Schulz vermutet viel Schwarzgeld in der Schweiz
Bleibt die Frage, wie viel von diesem griechischen Vermögen in der Heimat versteuert wurde. Vermutlich befindet sich immer noch viel Schwarzgeld darunter. Das hält auch Georgia Fotiou für wahrscheinlich, Rechtsberaterin bei der Wirtschaftsprüfungs- und Beratungsgesellschaft KPMG. «Ich denke nicht, dass die grosse Mehrheit der Griechen ihre unversteuerten Gelder legalisiert haben», sagte Fotiou zu handelszeitung.ch.
Zum Höhepunkt der Krise war das griechische Schwarzgeld in der Schweiz international ein Thema – es wurden riesige Beträge genannt. Am weitesten ging Martin Schulz, der heutige Kanzlerkandidat der deutschen SPD, der Angela Merkel im Herbst ablösen will. Mindestens 200 Milliarden Euro Schwarzgeld (aktuell 213 Milliarden Franken) aus Griechenland befänden sich in der Schweiz, behauptete er als Politiker im EU-Parlament 2010 – eine Zahl, welche der damalige Chef der Schweizerischen Bankiervereinigung als «unseriös» zurückwies.
Der Schwarzgeld-Experte Friedrich Schneider von der Universität Linz schätzte vor zwei Jahren die griechischen Vermögen in der Schweiz auf 80 Milliarden Euro, etwa zwei Drittel davon seien unversteuert.
Jagd auf Steuersünder
In jedem Fall hat sich der Umfang des Schwarzgelds seit 2010 verringert. Die griechischen Behörden haben ihre Ermittlungen gegen Steuersünder verstärkt. Seit 2012 bietet die Schweiz zudem Amtshilfe bei Steuerhinterziehung.
Auch von einer etwas anderen Form von ausländischer Unterstützung profitiert Griechenland: Das deutsche Bundesland Nordrhein-Westfalen lieferte CDs mit gestohlenen Schweizer Bankdaten an Griechenland. Diese Datenträger sind wohl auch der Grund, wieso Steuerfahnder Büros der Bank UBS in Athen durchsuchten.

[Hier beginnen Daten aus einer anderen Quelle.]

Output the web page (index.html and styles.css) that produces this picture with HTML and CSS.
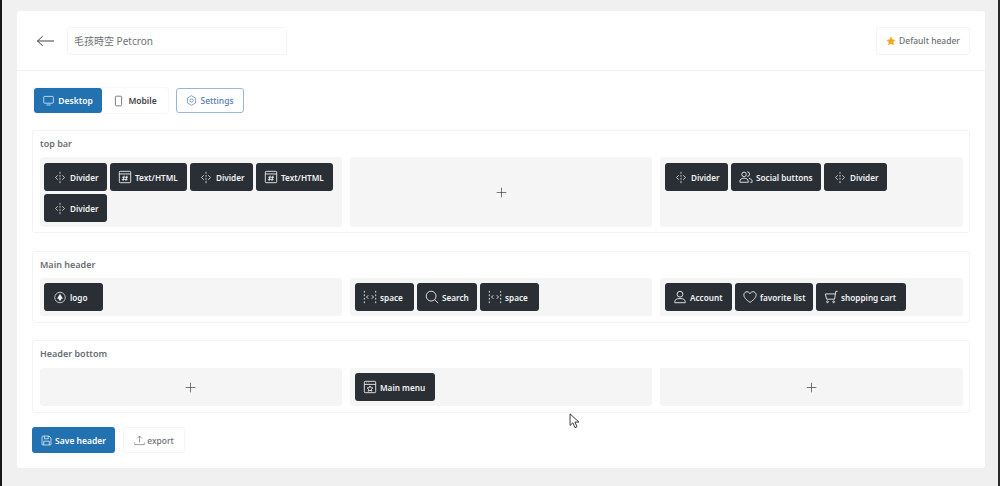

Schweizer Regierung zeigt sich willig
Der griechische Staat hat es seit Jahren in der Hand, das Schwarzgeld aus der Schweiz zurück ins Land zu holen. Schon im Herbst 2012 beschloss der Bundesrat, mit Griechenland über ein Steuerabkommen zu verhandeln. Die Gespräche versandeten. Einen erneuten Versuch gab es im Jahr 2015, Vertreter der Schweiz reisten mehrere Male nach Athen. Die griechische Regierung sprach damals davon, eine Steueramnestie durchzuführen – Steuerpflichtige sollten ihr Schwarzgeld legalisieren können, indem sie eine Strafsteuer zahlten.
Doch auch diese Verhandlungen blieben ergebnislos. Zwar besteht aktuell für Steuersünder in Griechenland die Möglichkeit, sich selbst anzuzeigen und eine Busse zu leisten. Dieses Programm läuft noch bis Ende Mai. Allerdings machten bisher nur wenige Griechen davon Gebrauch, so KPMG-Spezialistin Georgia Fotiou. Das Programm lasse viele Fragen offen und biete wenig Rechtssicherheit für Steuerdelikte. «Viele Griechen warten lieber ab, in der Hoffnung, mehr Klarheit zu erhalten.»
Die Uhr tickt
Die Steuersünder stehen unter Druck. Denn bald gilt der Automatische Informationsaustausch (AIA). Ab 2018 werden die Schweizer Steuerbehörden Bankdaten an Griechenland liefern – Steuervergehen kommen dann einfach ans Licht. Zeitdruck hat aber auch der griechische Staat. Viele Vergehen liegen mittlerweile Jahre zurück. Wenn die Delikte verjähren, könnte das Geld für den Fiskus verloren gehen.